Siamo al mondo come in un terminal d’aeroporto (cfr. Terminale, p. 47): «E puoi vedere anche noi da questa parte / che agitiamo una mano, attenti / a non staccare i piedi da terra, non / prendere il volo per nessuna ragione» (ivi); eppure quel segno di saluto si chiama addosso presagi sinistri, sembra quello dei condannati che sfilano sotto gli occhi del Cesare.
Nella sezione «Tra due impossibili», cui appartiene il testo succitato, la vanità delle azioni umane diviene in questo senso scacco della storia, sullo sfondo di una Catania che quello scacco sembra rinnovare in eterno, tra le «pareti di qualche bar», Via Etnea che è una «fuga barocca / dal Duomo alla Montagna»: per metà sogno, per metà composizione musicale. «Non c’è scelta / né fedeltà che tenga» («Delle insidie del gambero, o del coltello del palombaro», p. 51): il tempo lungo cade, «la polvere» matura «sotto il tappeto da anni» (ivi); il movimento è tanto necessario quanto impossibile. Dietro non c’è solo il Verga dei Malavoglia, ma anche il Sereni disincantato di Inverno a Luino («Sa la gente del porto quanto è vana / la difesa dei limpidi giorni»).
Eppure in questo passaggio bisogna giocare all’essere. E forse la vertigine non è solo minuto contemplativo, ma dichiarazione di una possibilità capace di espandersi, coprire mondi interi: per «spingere orizzonti e pianeti / oltre le leggi. Non importano le basi / se nella mia mano hai visto già la torre / e decisa, leggendomi gli occhi, / “sì, ce la faccio. È possibile” dici.» (p. 23)

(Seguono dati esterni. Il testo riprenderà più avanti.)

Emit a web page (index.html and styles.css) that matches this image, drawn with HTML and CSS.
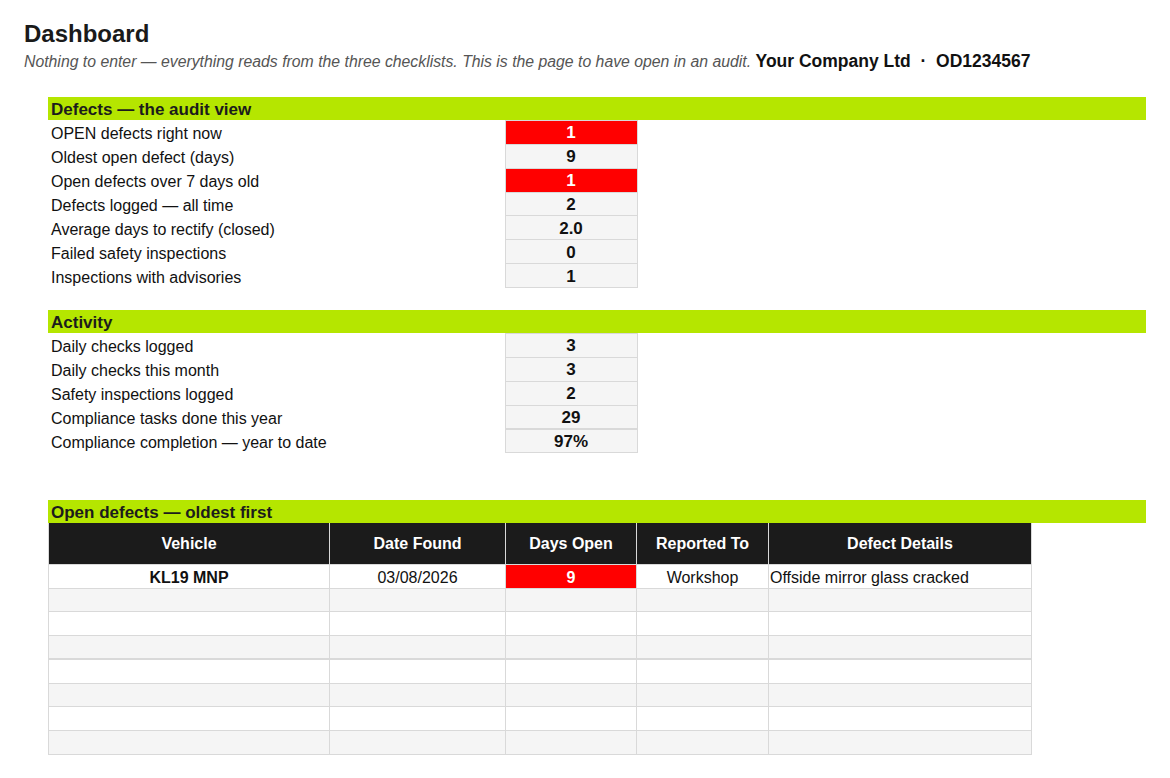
FILE: index.html
```html
<!DOCTYPE html>
<html lang="en">
<head>
<meta charset="utf-8">
<title>Dashboard</title>
<link rel="stylesheet" href="styles.css">
</head>
<body>
<div class="page">
  <h1 class="title">Dashboard</h1>
  <p class="sub"><span class="note">Nothing to enter — everything reads from the three checklists. This is the page to have open in an audit.</span> <strong class="company">Your Company Ltd&nbsp;&nbsp;·&nbsp;&nbsp;OD1234567</strong></p>

  <div class="sheet">
    <div class="band">Defects — the audit view</div>
    <table class="summary">
      <colgroup><col class="c-label"><col class="c-val"></colgroup>
      <tr><td class="lbl">OPEN defects right now</td><td class="val alert">1</td></tr>
      <tr><td class="lbl">Oldest open defect (days)</td><td class="val">9</td></tr>
      <tr><td class="lbl">Open defects over 7 days old</td><td class="val alert">1</td></tr>
      <tr><td class="lbl">Defects logged — all time</td><td class="val">2</td></tr>
      <tr><td class="lbl">Average days to rectify (closed)</td><td class="val">2.0</td></tr>
      <tr><td class="lbl">Failed safety inspections</td><td class="val">0</td></tr>
      <tr><td class="lbl">Inspections with advisories</td><td class="val">1</td></tr>
    </table>

    <div class="band band-activity">Activity</div>
    <table class="summary">
      <colgroup><col class="c-label"><col class="c-val"></colgroup>
      <tr><td class="lbl">Daily checks logged</td><td class="val">3</td></tr>
      <tr><td class="lbl">Daily checks this month</td><td class="val">3</td></tr>
      <tr><td class="lbl">Safety inspections logged</td><td class="val">2</td></tr>
      <tr><td class="lbl">Compliance tasks done this year</td><td class="val">29</td></tr>
      <tr class="split"><td class="lbl">Compliance completion — year to date</td><td class="val">97%</td></tr>
    </table>

    <div class="band band-open">Open defects — oldest first</div>
    <table class="defects">
      <colgroup>
        <col class="d-veh"><col class="d-date"><col class="d-days"><col class="d-rep"><col class="d-det">
      </colgroup>
      <thead>
        <tr><th>Vehicle</th><th>Date Found</th><th>Days Open</th><th>Reported To</th><th>Defect Details</th></tr>
      </thead>
      <tbody>
        <tr><td class="ctr bold">KL19 MNP</td><td class="ctr">03/08/2026</td><td class="ctr bold alert">9</td><td class="ctr">Workshop</td><td class="left">Offside mirror glass cracked</td></tr>
        <tr class="alt"><td></td><td></td><td></td><td></td><td></td></tr>
        <tr><td></td><td></td><td></td><td></td><td></td></tr>
        <tr class="alt"><td></td><td></td><td></td><td></td><td></td></tr>
        <tr class="split"><td></td><td></td><td></td><td></td><td></td></tr>
        <tr class="alt"><td></td><td></td><td></td><td></td><td></td></tr>
        <tr><td></td><td></td><td></td><td></td><td></td></tr>
        <tr class="alt"><td></td><td></td><td></td><td></td><td></td></tr>
      </tbody>
    </table>
  </div>
</div>
</body>
</html>
```

FILE: styles.css
```css
html, body {
  margin: 0;
  padding: 0;
  background: #ffffff;
}

body {
  font-family: "Liberation Sans", Arial, sans-serif;
  color: #111111;
}

.page {
  padding: 19px 24px 0 24px;
}

.title {
  margin: 0;
  font-size: 24px;
  line-height: 30px;
  font-weight: bold;
  color: #1a1a1a;
}

.sub {
  margin: 0;
  height: 25px;
  line-height: 24px;
  white-space: nowrap;
}

.note {
  font-style: italic;
  font-size: 15.8px;
  color: #555555;
}

.company {
  font-size: 17.5px;
  font-weight: bold;
  color: #111111;
}

.sheet {
  margin: 23px 0 0 24px;
  width: 1098px;
}

.band {
  background: #b5e600;
  height: 23px;
  line-height: 25px;
  padding-left: 3px;
  font-size: 17px;
  font-weight: bold;
  color: #1c1c1c;
}

.band-activity {
  margin-top: 22px;
}

.band-open {
  margin-top: 47px;
}

table {
  border-collapse: collapse;
  table-layout: fixed;
}

.summary {
  width: 589px;
}

.c-label { width: 457px; }
.c-val { width: 132px; }

.summary tr {
  height: 23.86px;
}

.summary td {
  padding: 0;
  line-height: 18px;
}

.summary .lbl {
  font-size: 16px;
  padding: 4px 0 0 3px;
  color: #111111;
  white-space: nowrap;
}

.summary .val {
  background: #f5f5f5;
  border: 1px solid #d9d9d9;
  padding-top: 2px;
  text-align: center;
  font-size: 17px;
  font-weight: bold;
  color: #111111;
}

.summary tr.split td.val {
  border-top: 2px solid #d9d9d9;
}

.alert {
  background: #ff0000 !important;
  color: #ffffff !important;
}

.defects {
  width: 983px;
}

.d-veh { width: 281px; }
.d-date { width: 176px; }
.d-days { width: 131px; }
.d-rep { width: 132px; }
.d-det { width: 263px; }

.defects thead tr {
  height: 41px;
}

.defects tbody tr {
  height: 23.75px;
}

.defects th {
  background: #1b1b1b;
  color: #ffffff;
  font-size: 16px;
  font-weight: bold;
  padding: 0;
  border: 1px solid #d9d9d9;
  border-top: none;
  text-align: center;
}

.defects td {
  padding: 3px 0 0 0;
  line-height: 18px;
  border: 1px solid #d9d9d9;
  font-size: 16px;
  color: #111111;
  background: #ffffff;
}

.defects tr.alt td {
  background: #f5f5f5;
}

.defects tr.split td {
  border-top: 2px solid #d9d9d9;
}

.defects .ctr { text-align: center; }
.defects .left { text-align: left; padding-left: 1px; }
.defects .bold { font-weight: bold; }
```
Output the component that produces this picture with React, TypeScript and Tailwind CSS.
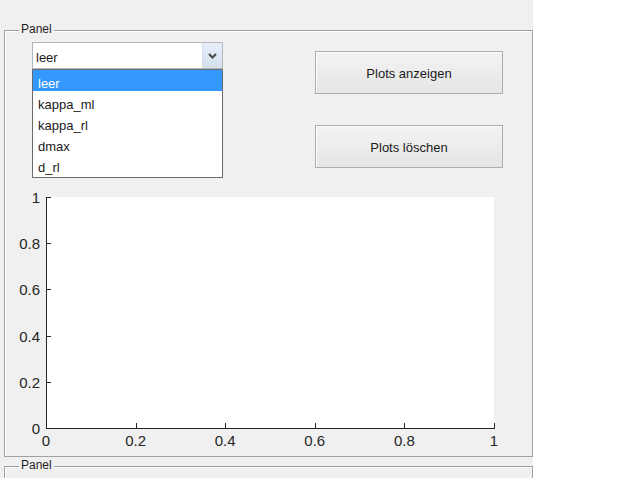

Pietro Russo è nato a Catania dove insegna materie letterarie nei licei e Lingua italiana agli stranieri presso il comitato locale della Società Dante Alighieri, di cui è anche responsabile delle attività culturali. Collabora con diverse riviste letterarie cartacee e online. Suoi testi poetici sono apparsi sul web e nell’antologia 4×10. Quadernetto di poesia contemporanea (a cura di G. Calanna e O. Caruso, Algra, 2015). Ha pubblicato il saggio La memoria e lo specchio. Parole del Petrarca nella poesia di Sereni (Bonanno, 2013) e la raccolta poetica A questa vertigine (Italic, 2016). È socio fondatore e segretario del Centro di Poesia Contemporanea di Catania.